Deriving SF-12v2 physical and mental health summary scores: a comparison of different scoring algorithms
- First Online:
- Cite this article as:
- Fleishman, J.A., Selim, A.J. & Kazis, L.E. Qual Life Res (2010) 19: 231. doi:10.1007/s11136-009-9582-z
- 2.1k Downloads
Summary scores for the SF-12, version 2 (SF-12v2) health status measure are based on scoring coefficients derived for version 1 of the SF-36, despite changes in item wording and response scales and despite the fact that SF-12 scales only contain a subset of SF-36 items. This study derives new summary scores based directly on SF-12v2 data from a recent U.S. sample and compares the new summary scores to the standard ones. Due to controversy regarding methods for developing scoring coefficients for the summary score, we compare summary scores produced by different methods.
We analyzed nationally representative U.S. data, which provided 53,399 observations for the SF-12v2 in 2003–2005. In addition to the standard SF-12V2 scoring algorithm, summary scores were generated using exploratory factor analysis (EFA), principal components analysis (PCA), and confirmatory factor analysis (CFA), with orthogonal and oblique rotation.
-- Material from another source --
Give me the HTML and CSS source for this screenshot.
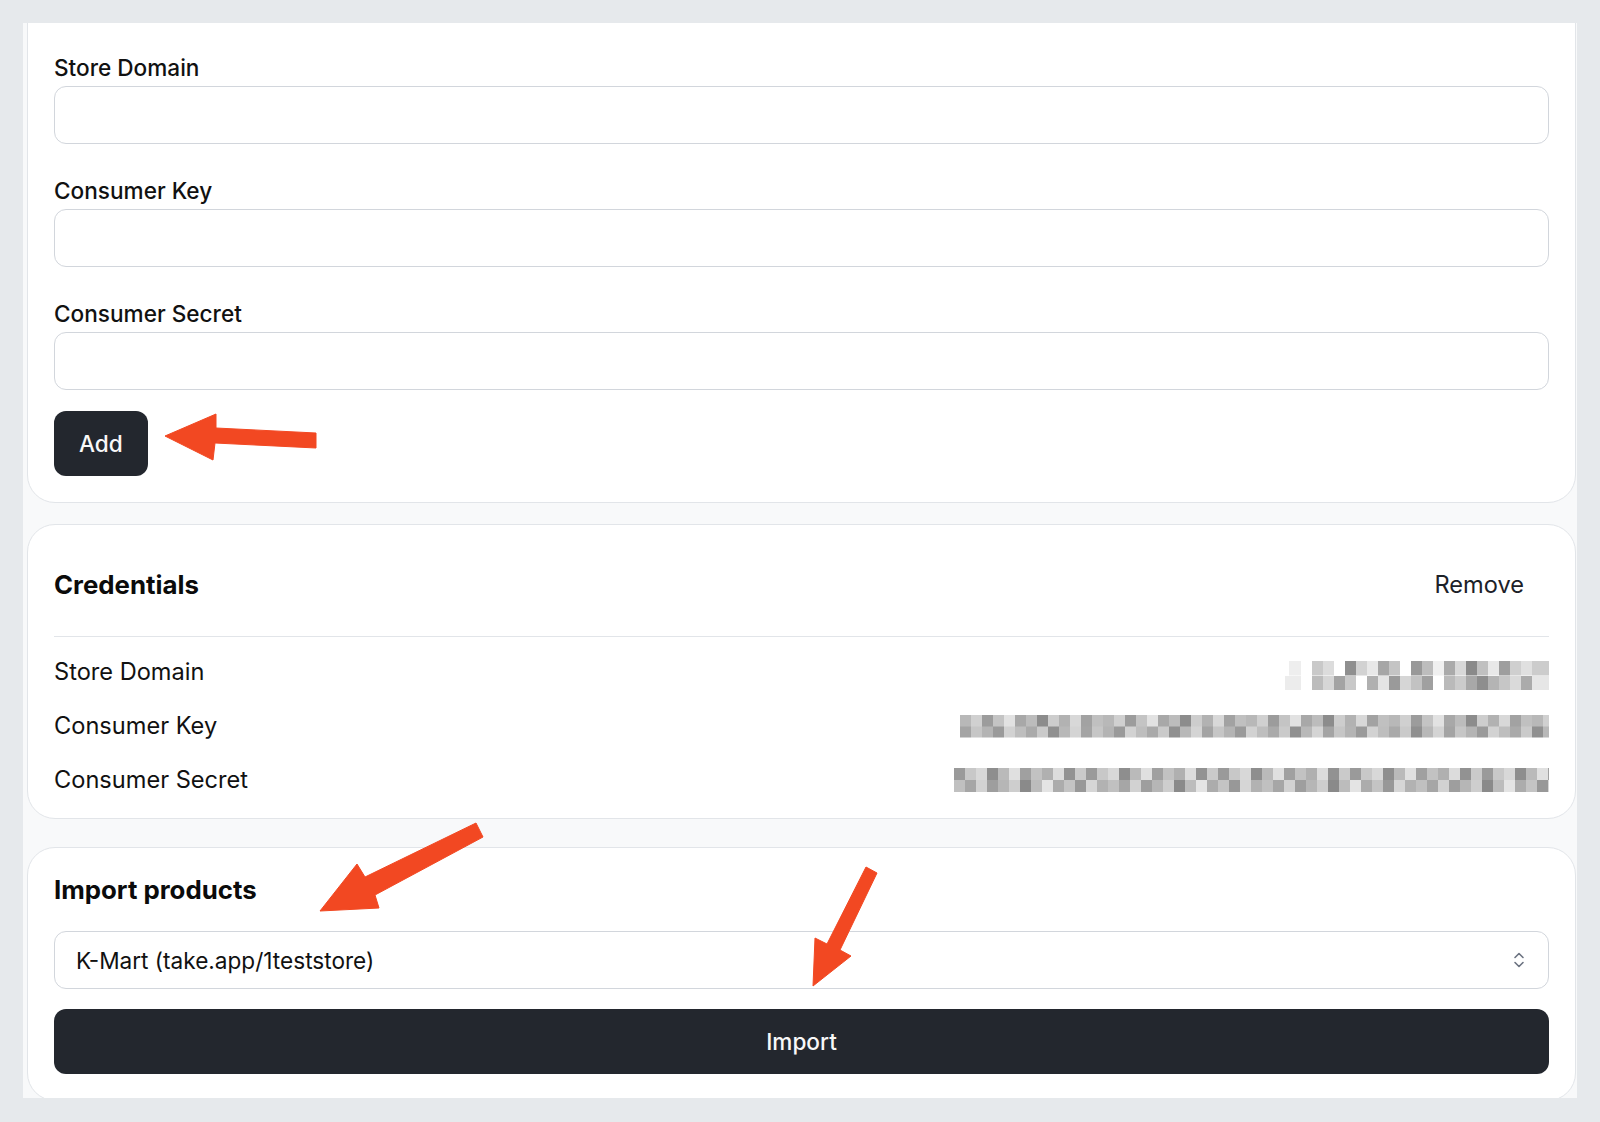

We examined correlations among different summary scores, their associations with demographic and clinical variables, and the consistency between changes in scale scores and in summary scores over time.
The 8 scale means in the current data were similar to the 1998 SF-12v2 means, with the exception of the vitality scale. Correlations among the scales based on SF-12v2 data differed slightly from correlations derived from scales based on the SF-36 data. Correlations among summary scores derived using different methods were high (≥0.84). However, changes in summary scores derived using orthogonal rotation of components or factors were not consistent with changes in sub-scales, whereas changes in summary scores derived using oblique rotation were more consistent with patterns of change in sub-scales.
Although the basic structure of the SF-12 is stable, summary scores derived from oblique rotation are preferable and more consistent with changes in individual scales. On empirical and conceptual grounds, we suggest using summary scores based on oblique CFA.